Naïves, Seers, Lone Wolves & World Savers XXIII at Dean Jensen Gallery and Waste Not: Five Regional Self-taught Artists at Portrait Society Gallery feature the work of artists who come from outside the traditional realm of art schools and tutelage in the history of visual culture. Generally speaking, these criteria help define the parameters of self-taught art.

The term “self-taught” is fraught with conditions and qualifications. Aren’t all artists self-taught to a degree, finding their voice by experimentation and individual vision? And aren’t all artists affected by external influences? The term “self-taught” is an indefinite and slippery signifier, but there are qualities reflecting inventive imagination and a sheer will to power that permeate this field.

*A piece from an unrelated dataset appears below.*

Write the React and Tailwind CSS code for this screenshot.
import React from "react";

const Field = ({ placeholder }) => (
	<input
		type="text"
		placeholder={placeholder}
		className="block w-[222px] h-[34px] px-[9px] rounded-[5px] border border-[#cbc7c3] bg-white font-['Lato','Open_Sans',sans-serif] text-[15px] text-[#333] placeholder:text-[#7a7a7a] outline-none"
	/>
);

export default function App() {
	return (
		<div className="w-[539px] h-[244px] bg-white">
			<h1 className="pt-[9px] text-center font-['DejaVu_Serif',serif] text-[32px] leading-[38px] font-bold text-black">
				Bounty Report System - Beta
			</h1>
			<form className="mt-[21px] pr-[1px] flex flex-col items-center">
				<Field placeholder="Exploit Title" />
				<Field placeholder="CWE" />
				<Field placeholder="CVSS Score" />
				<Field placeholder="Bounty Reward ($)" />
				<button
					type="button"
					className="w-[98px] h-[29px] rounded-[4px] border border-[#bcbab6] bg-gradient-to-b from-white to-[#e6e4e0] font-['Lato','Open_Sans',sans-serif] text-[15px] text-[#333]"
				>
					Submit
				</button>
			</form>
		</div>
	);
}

Now in its twenty-third iteration, Dean Jensen’s exhibition Naives, Seers, Lone Wolves & World Savers represents an iconoclastic group of artists, each with a distinct style and manner of handling their medium. One of the exciting aspects of many works is a sense of daring, an approach that takes chances in the details of construction, such as Purvis Young‘s Parade. Young adopts techniques found in some of the earliest known forms of art, arranging his figures on ground lines in multiple registers. In the top register a line of figures undulate; it is orderly and comparatively restrained, but not without a hint of energy held at bay. In the middle register the momentum starts to discharge, and by the time we reach the bottom of the composition the parade has combusted into a chaotic melange of bodies. Is it exuberance or nihilism? Young goes far with the boisterous spill, releasing it beyond the boundaries of the frame, breaking the conventional, polite parameters of picture making.

Clementine Hunter, Plantation Caning, ca. 1965. Photograph by the author.

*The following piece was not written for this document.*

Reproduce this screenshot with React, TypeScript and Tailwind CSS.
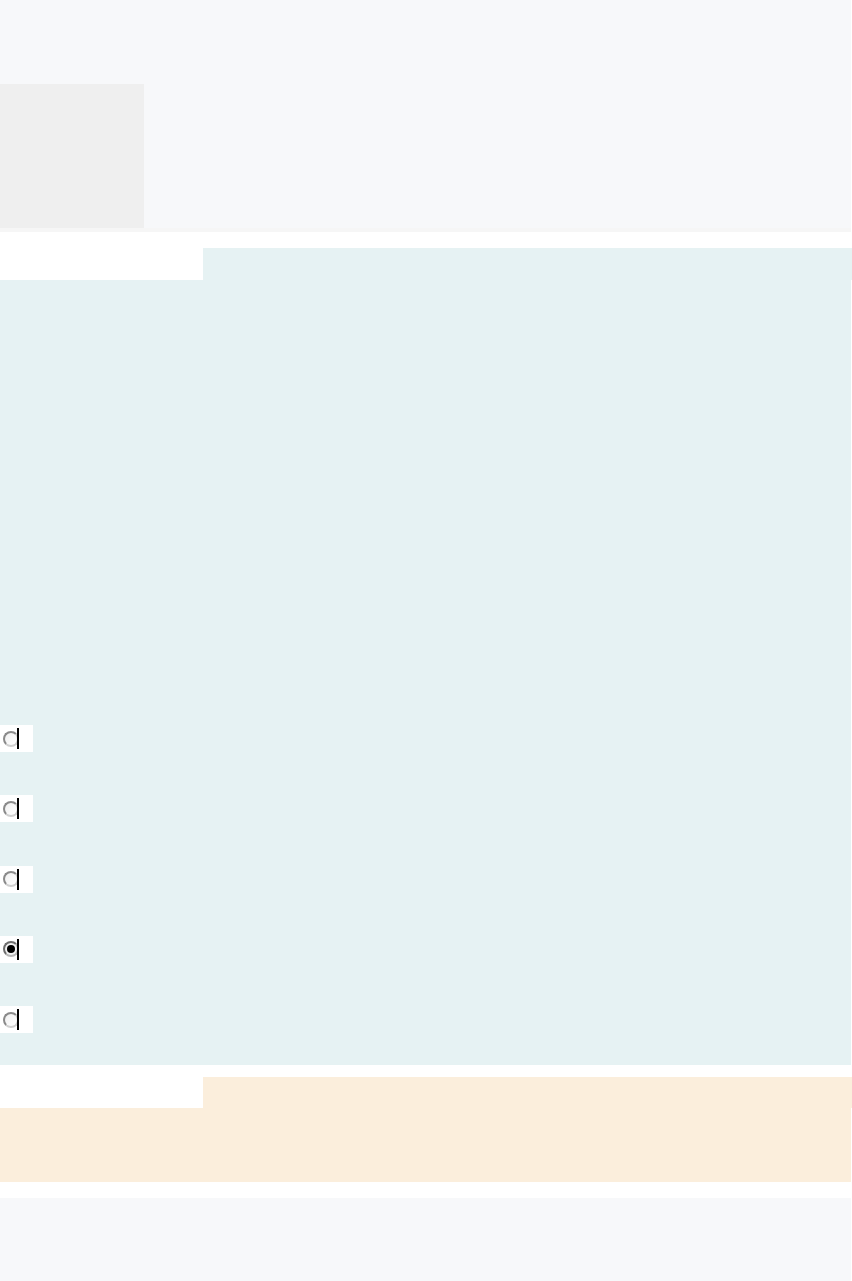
import React from "react";

function Radio({ checked }: { checked?: boolean }) {
  return (
    <div className="flex h-[27px] w-[33px] items-center bg-white">
      <div
        className={
          checked
            ? "ml-[3px] flex h-[16px] w-[16px] shrink-0 items-center justify-center rounded-full border-2 border-t-[#6e6e6e] border-l-[#6e6e6e] border-b-[#b8b8b8] border-r-[#b8b8b8] bg-[#f2f2f2]"
            : "ml-[3px] flex h-[16px] w-[16px] shrink-0 items-center justify-center rounded-full border-2 border-t-[#8a8a8a] border-l-[#8a8a8a] border-b-[#d0d0d0] border-r-[#d0d0d0] bg-gradient-to-br from-[#f0f0f0] to-[#ffffff]"
        }
      >
        {checked ? <div className="h-[8px] w-[8px] rounded-full bg-black" /> : null}
      </div>
      <div className="-ml-[2px] h-[21px] w-[2px] shrink-0 bg-black" />
    </div>
  );
}

export default function App() {
  return (
    <div className="w-[852px] bg-white" style={{ fontFamily: '"Liberation Sans", Arial, sans-serif' }}>
      <div className="h-[232px] w-[851px] bg-[#f7f8fa] pt-[84px]">
        <div className="h-[144px] w-[144px] bg-[#efefef]" />
        <div className="h-[4px] w-[851px] bg-[#f6f6f6]" />
      </div>
      <div className="mt-[16px]">
        <div className="flex h-[32px]">
          <div className="w-[203px] bg-white" />
          <div className="flex-1 bg-[#e6f2f3]" />
        </div>
        <div className="flex h-[785px] w-[851px] flex-col gap-[43.25px] bg-[#e6f2f3] pt-[445px]">
          <Radio />
          <Radio />
          <Radio />
          <Radio checked />
          <Radio />
        </div>
      </div>
      <div className="mt-[12px]">
        <div className="flex h-[31px]">
          <div className="w-[203px] bg-white" />
          <div className="flex-1 bg-[#fbeedc]" />
        </div>
        <div className="h-[74px] w-[851px] bg-[#fbeedc]" />
      </div>
      <div className="mt-[16px] h-[83px] w-[851px] bg-[#f7f8fa]" />
    </div>
  );
}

Clementine Hunter, Plantation Caning, ca. 1965. Photograph by the author.

Clementine Hunter also exemplifies an expressionistic tendency, fixated more on the feeling of a place rather than representation that mirror ordinary sight. She is descriptive in the way things are reconfigured: the objects most important or interesting live largest in the mind and in the painting. Plantation Caning uses the vibrant colors Hunter is known for, and her free manipulation of scale and perspective makes the work dramatic. Her brushwork lays down a feathery backdrop of land where a diminutive person wheels a cart. What looms largest are the goods: the produce and products set aside, rendered in bursts of color and impasto paint amidst the grasses.

Waste Not: Five Regional Self-taught Artists at Portrait Society Gallery features contemporary creators based in Wisconsin. The exhibition combines astute inventiveness in the use of materials with a pervasive sense of whimsy, even mysticism. The tall, architectural sculptures of Roger Koenke use ordinary, humble, even fragile-looking materials like wood and gesso, shaping forms that twist and ripple with skyward momentum. The mask sculptures of Jeremey Ward are similarly mysterious, though some even overtly humorous as they play to masking traditions as transforming identity while offering a playful outlet for the trickster.

Romano “Mano” Johnson, getting his first showing in Milwaukee, composes looming flat images of vibrant color and pattern, representing figures and images from pop culture. Michael Jackson and motorcycles are two motifs, both imagined in complex painted worlds where figures float in shallow pools of cryptic signs and symbols.

Romano Johnson, Diamond Moonwalk (Michael Jackson), 2012-13. Courtesy Portrait Society Gallery.

Romano Johnson, Diamond Moonwalk (Michael Jackson), 2012-13. Courtesy Portrait Society Gallery.

A peculiar world is often created in self-taught art, as though the need to bring to life a desired place is a driving impetus for making things. Bernard Gilardi and Rudy Rotter, two artists who are part of the Portrait Society stable, speak to this tendency. Rotter’s couples cavort in a seeming lost Edenic paradise of sensual simplicity, while Gilardi’s surrealistically-tinged world stretches and transforms human beings and fanciful animals amid colorful, glistening landscapes and water.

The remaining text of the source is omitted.